Wednesday, November 26, 2014

Harvest Feast

Thanksgiving Day in the US is traditionally a day of over-eating. Each family develops their own quirky traditions in what they eat and do on that day, but over-eating is generally common ground.
In the US, legend says early colonists did not bring enough supplies, so half of them (50) died in that first winter. But friendly natives helped the rest survive after that, teaching them to catch eels and grow corn. Before their second winter, they harvested plentiful crops, and hunted wild birds and deer, so they had full larders. And for 3 days, they over-ate in joyous thanksgiving.
Basically, they were celebrating a good harvest. And harvest feasts go back a long, long time, at least as far back as Ancient Egypt, possibly as far back as when man changed from hunter/gatherers to farmers.
It makes sense; after a good harvest of the main crop, food was abundant. There wasn’t as much work to do in the fields, so the workers had more leisure time. In some cases, the coming months would be cold and dreary.
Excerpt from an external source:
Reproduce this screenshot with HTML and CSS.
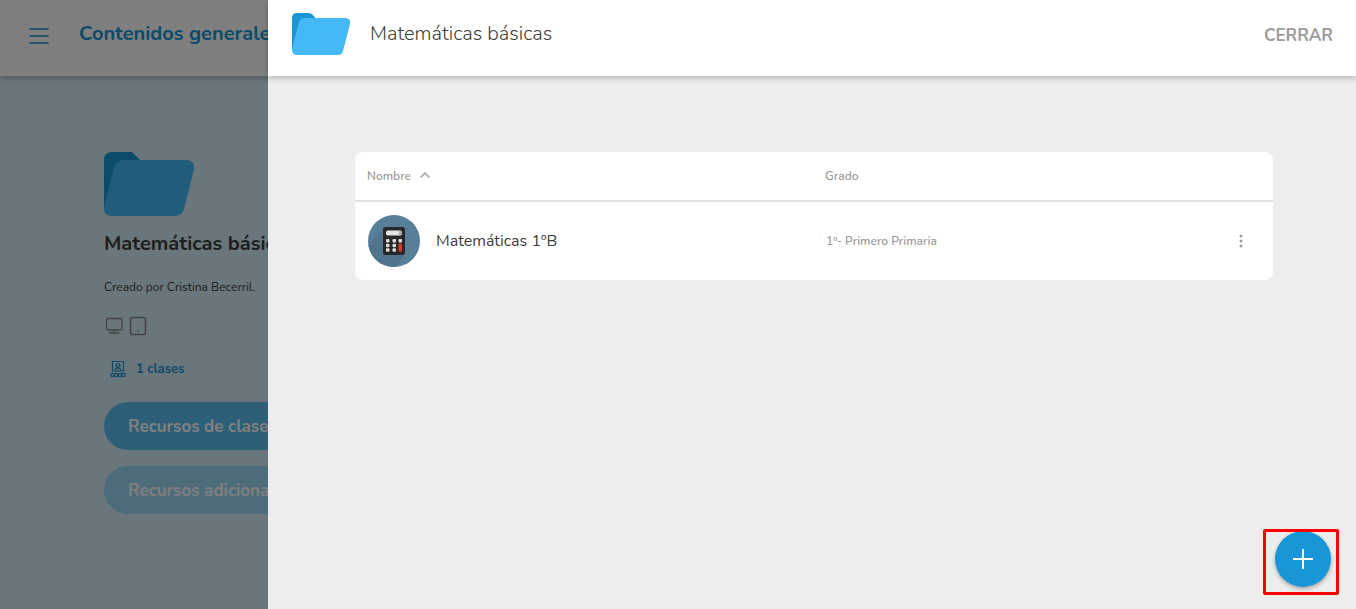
FILE: index.html
```html
<!DOCTYPE html>
<html lang="es">
<head>
<meta charset="utf-8">
<meta name="viewport" content="width=device-width, initial-scale=1">
<title>Matemáticas básicas</title>
<link rel="stylesheet" href="styles.css">
</head>
<body>
<div class="page">
  <header class="topbar">
    <button class="menu" type="button" aria-label="Menú">
      <svg width="20" height="16" viewBox="0 0 20 16" fill="none" stroke="currentColor" stroke-width="1.6" stroke-linecap="round"><path d="M1 1h18M1 8h18M1 15h18"/></svg>
    </button>
    <h1 class="topbar-title">Contenidos generales</h1>
  </header>
  <main class="detail">
    <svg class="cover" viewBox="0 0 90 64" aria-hidden="true"><path fill="#1896d5" d="M0 56V8Q0 0 8 0H28L36 8L20 40Z"/><path fill="#45b9f7" d="M1 52L10 15Q12 8 20 8H82Q91 8 90 17L80 57Q78 64 71 64H8Q0 64 0 57Z"/></svg>
    <h2 class="detail-title">Matemáticas básicas</h2>
    <p class="author">Creado por Cristina Becerril.</p>
    <div class="devices">
      <svg width="18" height="18" viewBox="0 0 18 18" fill="none" stroke="currentColor" stroke-width="1.3"><rect x="1.500" y="1.500" width="15.500" height="11.500" rx="1.500"/><path d="M9 13v3M4 16h10.500"/></svg>
      <svg width="18" height="20" viewBox="0 0 18 20" fill="none" stroke="currentColor" stroke-width="1.500"><rect x="1.500" y="1.500" width="15" height="17" rx="2"/><path d="M8.500 15h1.500"/></svg>
    </div>
    <a class="classes" href="#clases">
      <svg width="16" height="18" viewBox="0 0 16 18" fill="none" stroke="currentColor" stroke-width="1.200"><path d="M4 11H2.500V1.500h11V11H12"/><circle cx="8" cy="5.500" r="1.900"/><path d="M5 11c0-4 6-4 6 0Z"/><circle cx="2.500" cy="15" r="1.700"/><circle cx="6.200" cy="15" r="1.700"/><circle cx="9.900" cy="15" r="1.700"/><circle cx="13.500" cy="15" r="1.700"/></svg>
      <span>1 clases</span>
    </a>
    <div class="actions">
      <button class="pill" type="button">Recursos de clase</button>
      <button class="pill pill-soft" type="button">Recursos adicionales</button>
    </div>
  </main>
</div>
<div class="backdrop"></div>
<section class="drawer" role="dialog" aria-labelledby="drawer-title">
  <header class="drawer-head">
    <svg class="folder" viewBox="0 0 58 42" aria-hidden="true"><path fill="#1896d5" d="M0 37V5Q0 0 5 0H16Q19 0 21 2L24 6L12 28Z"/><path fill="#45b9f7" d="M0 36L7 9Q8 5 13 5H53Q59 5 58 11L51 38Q50 42 46 42H5Q0 42 0 37Z"/></svg>
    <h2 class="drawer-title" id="drawer-title">Matemáticas básicas</h2>
    <button class="close" type="button">CERRAR</button>
  </header>
  <div class="drawer-body">
    <table class="list">
      <thead>
        <tr>
          <th class="col-name" scope="col">Nombre <svg class="sort" width="10" height="6" viewBox="0 0 10 6" fill="none" stroke="currentColor" stroke-width="1.400" stroke-linecap="round" stroke-linejoin="round"><path d="M1 5l4-4 4 4"/></svg></th>
          <th scope="col">Grado</th>
          <th class="col-menu"></th>
        </tr>
      </thead>
      <tbody>
        <tr>
          <td>
            <div class="subject">
              <svg width="52" height="52" viewBox="0 0 52 52" aria-hidden="true">
                <defs><clipPath id="disc"><circle cx="26" cy="26" r="26"/></clipPath></defs>
                <g clip-path="url(#disc)"><path fill="#587f9a" d="M0 0h52v52H0z"/><path fill="#50748d" d="M16 14L0 30V52H28L37 38Z"/></g>
                <rect x="15" y="12" width="22" height="28" rx="2.500" fill="#282828"/>
                <rect x="18" y="15.500" width="16" height="5" rx="2" fill="#e4e4e4"/><path d="M31 15.500h1q2 0 2 2.500t-2 2.500h-1z" fill="#aaa"/>
                <g fill="#ddd"><rect x="18" y="24" width="3.500" height="3.500" rx="1"/><rect x="24.500" y="24" width="3.500" height="3.500" rx="1"/><rect x="30.500" y="24" width="3.500" height="3.500" rx="1"/><rect x="18" y="28.700" width="3.500" height="3.500" rx="1"/><rect x="24.500" y="28.700" width="3.500" height="3.500" rx="1"/><rect x="18" y="33.300" width="3.500" height="3.500" rx="1"/><rect x="24.500" y="33.300" width="3.500" height="3.500" rx="1"/></g>
                <rect x="30.500" y="28.500" width="3.500" height="8.300" rx="1" fill="#d9362e"/>
              </svg>
              <span>Matemáticas 1ºB</span>
            </div>
          </td>
          <td class="grade">1º- Primero Primaria</td>
          <td><button class="more" type="button" aria-label="Más opciones"><svg width="4" height="14" viewBox="0 0 4 14" fill="currentColor"><circle cx="2" cy="2" r="1.500"/><circle cx="2" cy="7" r="1.500"/><circle cx="2" cy="12" r="1.500"/></svg></button></td>
        </tr>
      </tbody>
    </table>
  </div>
  <button class="add" type="button" aria-label="Añadir"><svg width="20" height="20" viewBox="0 0 20 20" stroke="currentColor" stroke-width="2"><path d="M10 0v20M0 10h20"/></svg></button>
  <div class="highlight"></div>
</section>
</body>
</html>
```

FILE: styles.css
```css
* { box-sizing: border-box; }
html, body { height: 100%; }
body {
  margin: 0;
  overflow: hidden;
  background: #d2ecf6;
  color: #3c3c3c;
  font-family: Nunito, "Open Sans", sans-serif;
}
h1, h2, p { margin: 0; }
button { padding: 0; border: 0; background: none; color: inherit; font: inherit; cursor: pointer; }
svg { display: block; flex: none; }

.topbar {
  display: flex;
  align-items: center;
  gap: 30px;
  height: 76px;
  padding: 0 29px;
  background: #fff;
  color: #1896d5;
  box-shadow: 0 2px 6px rgba(0, 0, 0, .25);
}
.menu { padding-bottom: 4px; line-height: 0; }
.topbar-title { padding-bottom: 8px; font-size: 20px; font-weight: 700; line-height: 28px; white-space: nowrap; }

.detail { padding: 76px 104px; }
.cover { width: 90px; height: 64px; }
.detail-title { margin-top: 14px; font-size: 20px; font-weight: 700; line-height: 28px; white-space: nowrap; }
.author { margin-top: 20px; font-size: 12px; line-height: 18px; }
.devices { display: flex; align-items: center; gap: 6px; margin-top: 20px; padding-left: 1px; color: #888; }
.classes {
  display: flex;
  align-items: center;
  gap: 10px;
  margin-top: 24px;
  padding-left: 6px;
  color: #1896d5;
  font-size: 13px;
  font-weight: 700;
  line-height: 18px;
  text-decoration: none;
}
.actions { display: flex; flex-direction: column; align-items: flex-start; gap: 16px; margin-top: 24px; }
.pill {
  height: 48px;
  padding: 0 24px;
  border-radius: 24px;
  background: #5abef0;
  color: #fff;
  font-size: 17px;
  font-weight: 700;
  white-space: nowrap;
}
.pill-soft { background: #98d8f4; }

.backdrop { position: fixed; inset: 0; background: rgba(0, 0, 0, .5); }
.drawer {
  position: fixed;
  inset: 0 0 0 268px;
  display: flex;
  flex-direction: column;
  background: #ededed;
}
.drawer-head {
  display: flex;
  align-items: center;
  height: 76px;
  padding: 0 23px 8px 24px;
  background: #fff;
  box-shadow: 0 2px 6px rgba(0, 0, 0, .25);
}
.folder { width: 58px; height: 42px; }
.drawer-title { flex: 1; margin-left: 20px; font-size: 20px; font-weight: 300; line-height: 28px; }
.close { padding-top: 2px; color: #9b9b9b; font-size: 17px; font-weight: 700; }

.drawer-body { flex: 1; padding: 76px 83px 0 87px; }
.list {
  width: 100%;
  border-spacing: 0;
  table-layout: fixed;
  border-radius: 8px;
  background: #fff;
  color: #9b9b9b;
  font-size: 12px;
}
.list th {
  height: 50px;
  padding: 0 12px;
  border-bottom: 2px solid #e0e0e0;
  font-weight: 600;
  text-align: left;
}
.list td { height: 78px; padding: 0 13px; }
.list .grade { font-weight: 600; }
.col-name { width: 458px; }
.col-menu { width: 64px; }
.sort { display: inline-block; margin-left: 6px; vertical-align: 2px; }
.subject { display: flex; align-items: center; gap: 16px; color: #3c3c3c; font-size: 16px; }
.more { display: flex; align-items: center; justify-content: center; width: 38px; height: 38px; }

.add {
  position: absolute;
  right: 25px;
  bottom: 22px;
  display: flex;
  align-items: center;
  justify-content: center;
  width: 56px;
  height: 56px;
  border-radius: 50%;
  background: #1896d5;
  color: #fff;
  box-shadow: 0 2px 4px rgba(0, 0, 0, .3);
}
.highlight {
  position: absolute;
  right: 17px;
  bottom: 14px;
  width: 76px;
  height: 66px;
  border: 3px solid #f00;
  border-radius: 2px;
  pointer-events: none;
}
```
Keeping all that food in good condition might not be easy. So it was natural to celebrate in having plenty of food.
Over-eating in the fall could also give them extra fat, which could help protect them from the cold, and give them extra calories to burn, should things get lean before anything became available in the spring.
But what if future colonists landed on a planet with different seasons than Earth? For instance, the winters are so mild, this is when the crops grow. Harvest is held during increasingly hot days, as the climate turns into a blistering summer where Earth plants struggle to survive, and the colonists stay indoors to avoid heat stroke - or worse.
When would they celebrate? I am assuming storage of crops would not be a problem. Would they feast at the end of harvest? Gain a few pounds of fat to lug around through the sauna-like summer? I don’t think fat is a good insulator to keep a person cool.
Or would they wait until the temperature starts to dip, and they will soon need to prepare the fields and plant the crops? To do that, maybe they could use some extra calories to get all that hard work done. Plus, they would have an idea just how much food they could use for a feast.
That assumes the colonists are doing hard, menial labor themselves, not sending machines out to do it. Perhaps they are. Maybe there wasn’t room for farming machines, or the machines are broken.
Would they think things through and have a delayed feast? Would everybody agree to that, or would the question breed dissent, even anger?
Or would they just follow tradition and feast right after the harvest? Would they eventually learn to delay that feast?
I see story possibilities here.

Have a great Thanksgiving. Only our youngest son will be joining us this year, coming over early enough to help with the cooking. We won’t be watching football, so we’ll be debating which sf movie disc to put in the machine. That’s one of our traditions. A quiet Thanksgiving is still Thanksgiving.